> **GOAL**:
Copy out all lines with the word "that" in them.

> **RAW DATA**:
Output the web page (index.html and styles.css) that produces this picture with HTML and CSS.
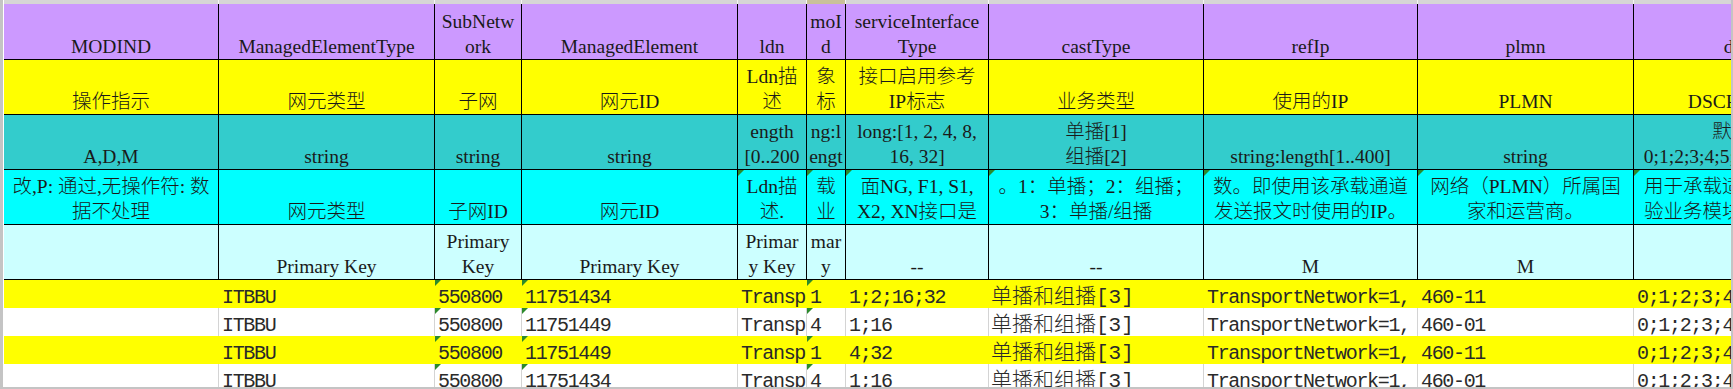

--

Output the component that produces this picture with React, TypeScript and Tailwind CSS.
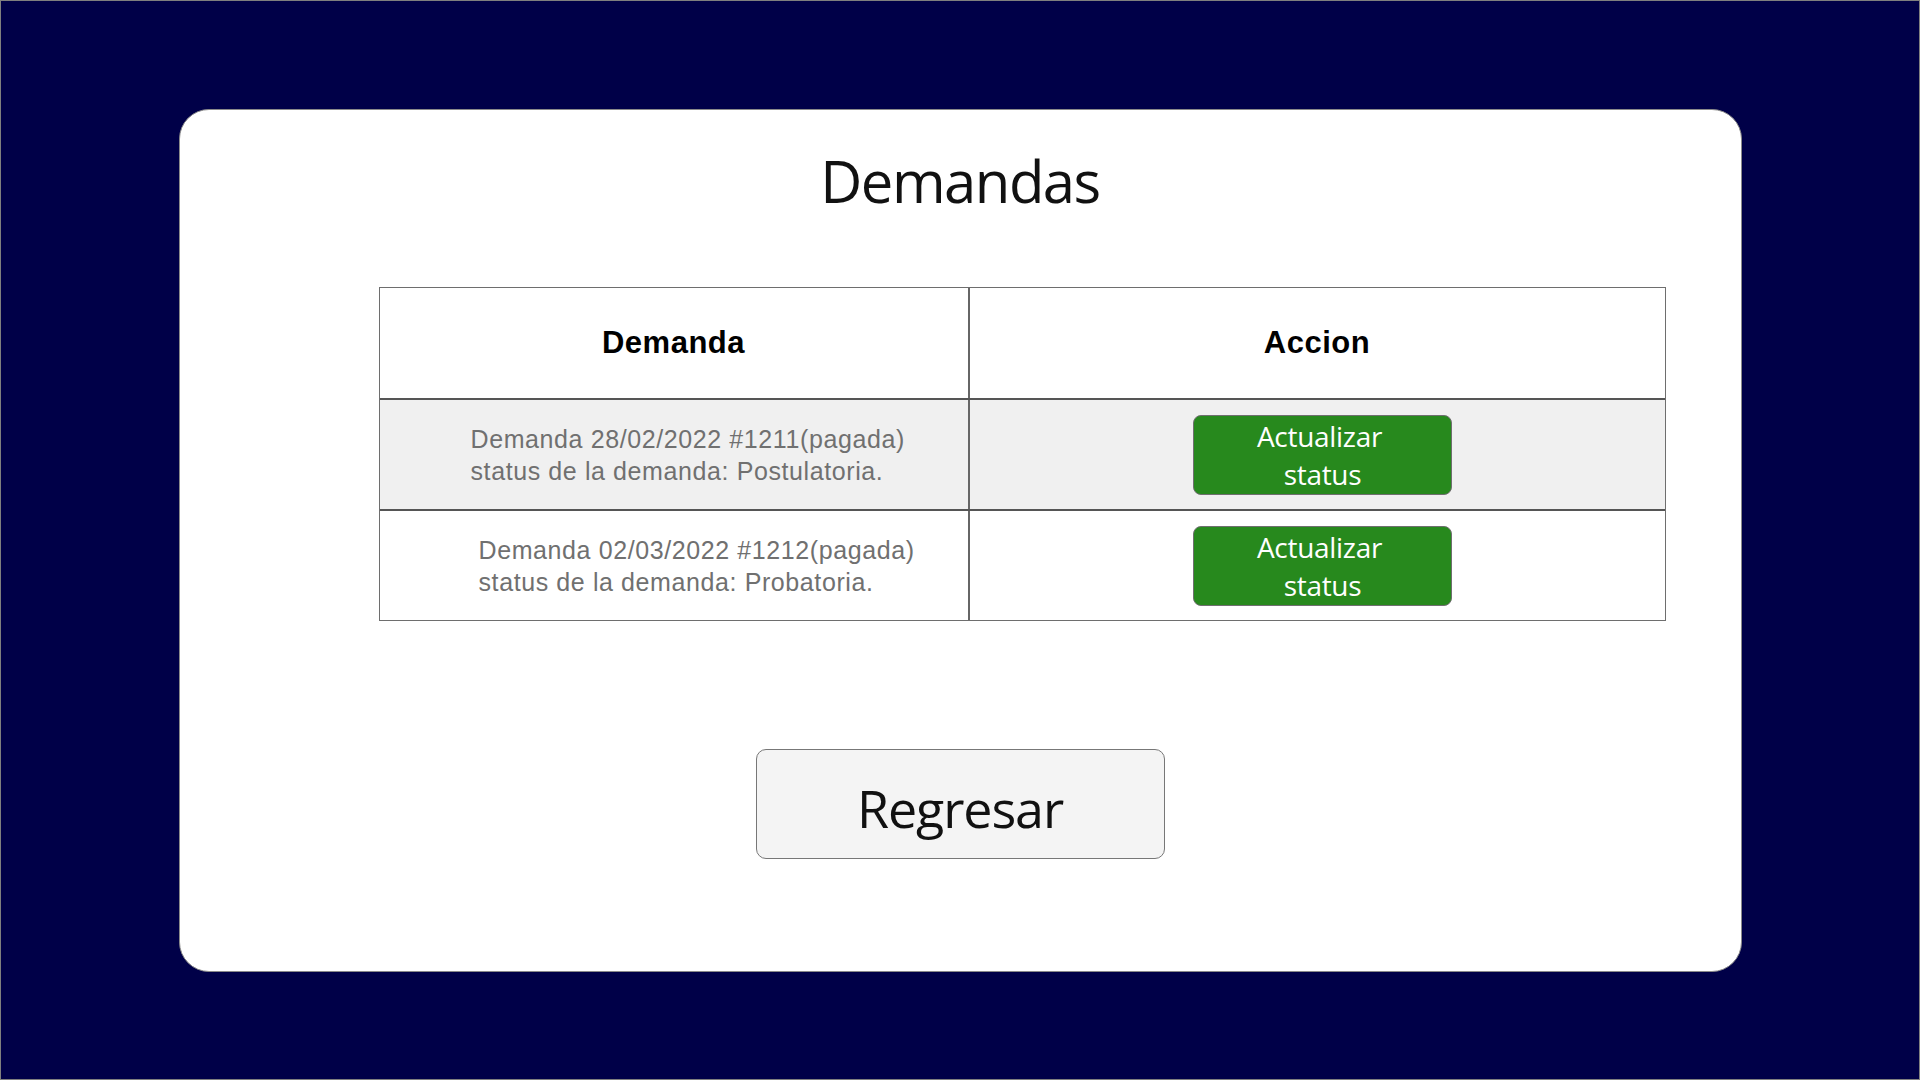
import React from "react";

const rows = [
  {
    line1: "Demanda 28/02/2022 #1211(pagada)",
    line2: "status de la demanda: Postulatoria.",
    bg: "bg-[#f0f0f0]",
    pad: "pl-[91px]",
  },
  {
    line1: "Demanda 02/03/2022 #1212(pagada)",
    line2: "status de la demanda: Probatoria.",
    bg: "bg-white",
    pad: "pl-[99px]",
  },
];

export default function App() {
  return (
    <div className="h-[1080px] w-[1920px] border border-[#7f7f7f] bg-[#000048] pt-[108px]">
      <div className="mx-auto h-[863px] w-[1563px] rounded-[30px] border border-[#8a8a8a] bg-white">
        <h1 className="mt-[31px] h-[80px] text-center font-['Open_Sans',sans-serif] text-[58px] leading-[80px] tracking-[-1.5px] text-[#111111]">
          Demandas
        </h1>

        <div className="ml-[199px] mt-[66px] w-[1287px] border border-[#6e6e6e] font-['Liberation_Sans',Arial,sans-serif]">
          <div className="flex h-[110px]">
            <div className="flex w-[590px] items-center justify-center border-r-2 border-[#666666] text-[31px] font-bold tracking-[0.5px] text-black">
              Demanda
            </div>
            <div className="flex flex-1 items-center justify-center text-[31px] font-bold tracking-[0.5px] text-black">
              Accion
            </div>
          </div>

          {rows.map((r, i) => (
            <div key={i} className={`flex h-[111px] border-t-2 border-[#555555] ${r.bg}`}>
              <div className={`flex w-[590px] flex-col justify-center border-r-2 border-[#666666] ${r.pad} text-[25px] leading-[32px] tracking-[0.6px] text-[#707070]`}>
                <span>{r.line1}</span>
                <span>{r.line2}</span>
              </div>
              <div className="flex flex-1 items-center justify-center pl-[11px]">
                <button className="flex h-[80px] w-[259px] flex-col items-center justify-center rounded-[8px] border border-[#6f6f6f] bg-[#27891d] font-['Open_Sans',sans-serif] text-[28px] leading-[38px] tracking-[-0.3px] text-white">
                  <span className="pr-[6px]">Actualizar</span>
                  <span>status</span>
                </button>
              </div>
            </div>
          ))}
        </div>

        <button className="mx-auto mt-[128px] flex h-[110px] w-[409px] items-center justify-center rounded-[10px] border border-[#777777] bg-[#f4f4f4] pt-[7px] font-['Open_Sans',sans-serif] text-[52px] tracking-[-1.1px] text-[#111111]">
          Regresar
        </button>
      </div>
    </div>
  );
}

> **EXERCISE RESULT**:
Output the web page (index.html and styles.css) that produces this picture with HTML and CSS.
Output the component that produces this picture with React, TypeScript and Tailwind CSS.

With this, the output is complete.